= WHAT TO DO =
Copy the listing verbatim, excluding any images found in it.

= COLLECTED DATA =
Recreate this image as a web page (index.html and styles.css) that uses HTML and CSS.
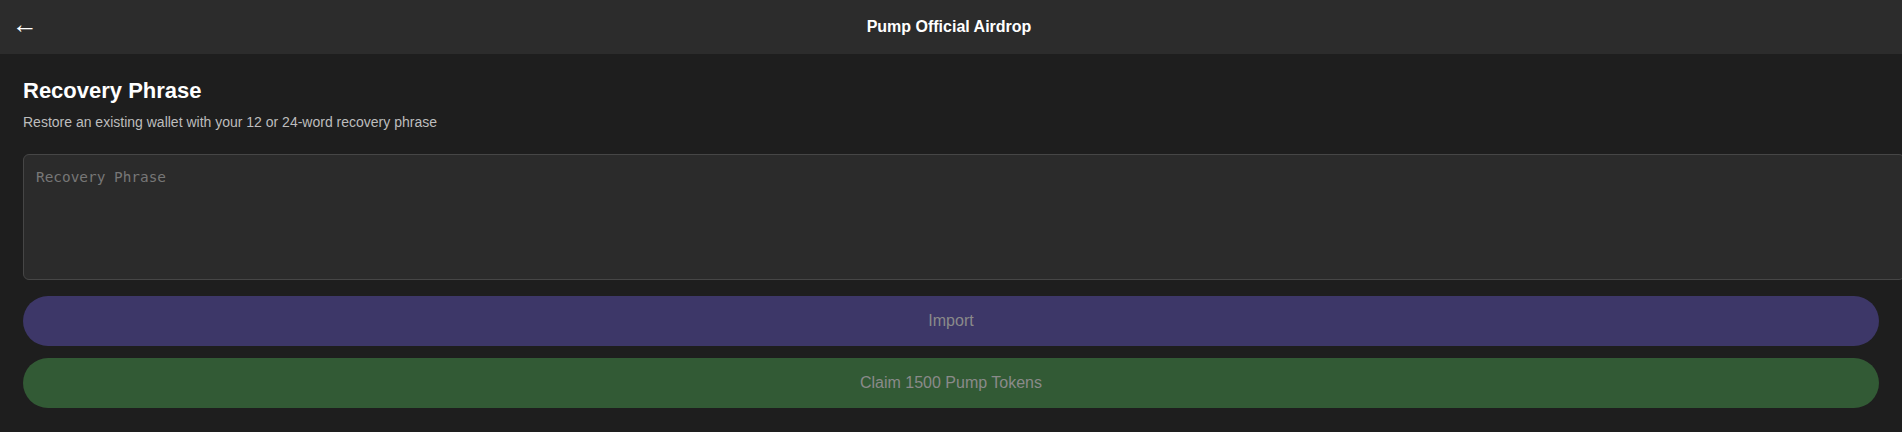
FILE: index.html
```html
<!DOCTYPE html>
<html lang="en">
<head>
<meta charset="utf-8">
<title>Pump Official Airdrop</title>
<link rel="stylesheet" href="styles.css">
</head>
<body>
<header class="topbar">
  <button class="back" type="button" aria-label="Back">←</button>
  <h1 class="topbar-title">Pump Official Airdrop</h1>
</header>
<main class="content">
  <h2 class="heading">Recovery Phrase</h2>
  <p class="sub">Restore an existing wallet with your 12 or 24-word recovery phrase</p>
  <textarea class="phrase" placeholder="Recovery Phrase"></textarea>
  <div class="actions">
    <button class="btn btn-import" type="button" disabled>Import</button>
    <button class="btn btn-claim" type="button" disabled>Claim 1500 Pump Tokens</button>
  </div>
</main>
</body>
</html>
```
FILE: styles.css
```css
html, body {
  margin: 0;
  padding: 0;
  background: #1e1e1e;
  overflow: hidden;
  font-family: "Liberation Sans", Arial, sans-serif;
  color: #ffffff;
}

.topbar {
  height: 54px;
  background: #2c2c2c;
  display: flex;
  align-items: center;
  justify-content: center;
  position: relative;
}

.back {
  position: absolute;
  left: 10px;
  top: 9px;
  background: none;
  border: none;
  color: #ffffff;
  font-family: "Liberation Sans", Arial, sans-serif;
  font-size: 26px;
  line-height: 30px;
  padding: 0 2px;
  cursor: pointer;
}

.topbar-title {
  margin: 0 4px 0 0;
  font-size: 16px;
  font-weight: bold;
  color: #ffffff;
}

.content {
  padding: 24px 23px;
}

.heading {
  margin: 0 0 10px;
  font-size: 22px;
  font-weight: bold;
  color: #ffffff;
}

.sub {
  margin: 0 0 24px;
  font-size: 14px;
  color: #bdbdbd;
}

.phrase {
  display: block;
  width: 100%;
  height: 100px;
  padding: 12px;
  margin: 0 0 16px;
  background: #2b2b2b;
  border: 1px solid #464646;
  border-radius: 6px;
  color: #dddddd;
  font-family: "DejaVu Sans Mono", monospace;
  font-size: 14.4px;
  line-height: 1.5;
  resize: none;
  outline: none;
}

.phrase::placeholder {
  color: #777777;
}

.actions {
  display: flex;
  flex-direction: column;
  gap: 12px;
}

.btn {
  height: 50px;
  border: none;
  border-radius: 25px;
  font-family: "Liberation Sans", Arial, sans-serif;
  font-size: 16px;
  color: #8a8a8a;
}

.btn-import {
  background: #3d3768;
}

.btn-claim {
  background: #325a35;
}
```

= ANSWER TO THE PROBLEM =
Recreate this image as a web page (index.html and styles.css) that uses HTML and CSS.
FILE: index.html
```html
<!DOCTYPE html>
<html lang="en">
<head>
<meta charset="utf-8">
<title>Pump Official Airdrop</title>
<link rel="stylesheet" href="styles.css">
</head>
<body>
<header class="topbar">
  <button class="back" type="button" aria-label="Back">←</button>
  <h1 class="topbar-title">Pump Official Airdrop</h1>
</header>
<main class="content">
  <h2 class="heading">Recovery Phrase</h2>
  <p class="sub">Restore an existing wallet with your 12 or 24-word recovery phrase</p>
  <textarea class="phrase" placeholder="Recovery Phrase"></textarea>
  <div class="actions">
    <button class="btn btn-import" type="button" disabled>Import</button>
    <button class="btn btn-claim" type="button" disabled>Claim 1500 Pump Tokens</button>
  </div>
</main>
</body>
</html>
```
FILE: styles.css
```css
html, body {
  margin: 0;
  padding: 0;
  background: #1e1e1e;
  overflow: hidden;
  font-family: "Liberation Sans", Arial, sans-serif;
  color: #ffffff;
}

.topbar {
  height: 54px;
  background: #2c2c2c;
  display: flex;
  align-items: center;
  justify-content: center;
  position: relative;
}

.back {
  position: absolute;
  left: 10px;
  top: 9px;
  background: none;
  border: none;
  color: #ffffff;
  font-family: "Liberation Sans", Arial, sans-serif;
  font-size: 26px;
  line-height: 30px;
  padding: 0 2px;
  cursor: pointer;
}

.topbar-title {
  margin: 0 4px 0 0;
  font-size: 16px;
  font-weight: bold;
  color: #ffffff;
}

.content {
  padding: 24px 23px;
}

.heading {
  margin: 0 0 10px;
  font-size: 22px;
  font-weight: bold;
  color: #ffffff;
}

.sub {
  margin: 0 0 24px;
  font-size: 14px;
  color: #bdbdbd;
}

.phrase {
  display: block;
  width: 100%;
  height: 100px;
  padding: 12px;
  margin: 0 0 16px;
  background: #2b2b2b;
  border: 1px solid #464646;
  border-radius: 6px;
  color: #dddddd;
  font-family: "DejaVu Sans Mono", monospace;
  font-size: 14.4px;
  line-height: 1.5;
  resize: none;
  outline: none;
}

.phrase::placeholder {
  color: #777777;
}

.actions {
  display: flex;
  flex-direction: column;
  gap: 12px;
}

.btn {
  height: 50px;
  border: none;
  border-radius: 25px;
  font-family: "Liberation Sans", Arial, sans-serif;
  font-size: 16px;
  color: #8a8a8a;
}

.btn-import {
  background: #3d3768;
}

.btn-claim {
  background: #325a35;
}
```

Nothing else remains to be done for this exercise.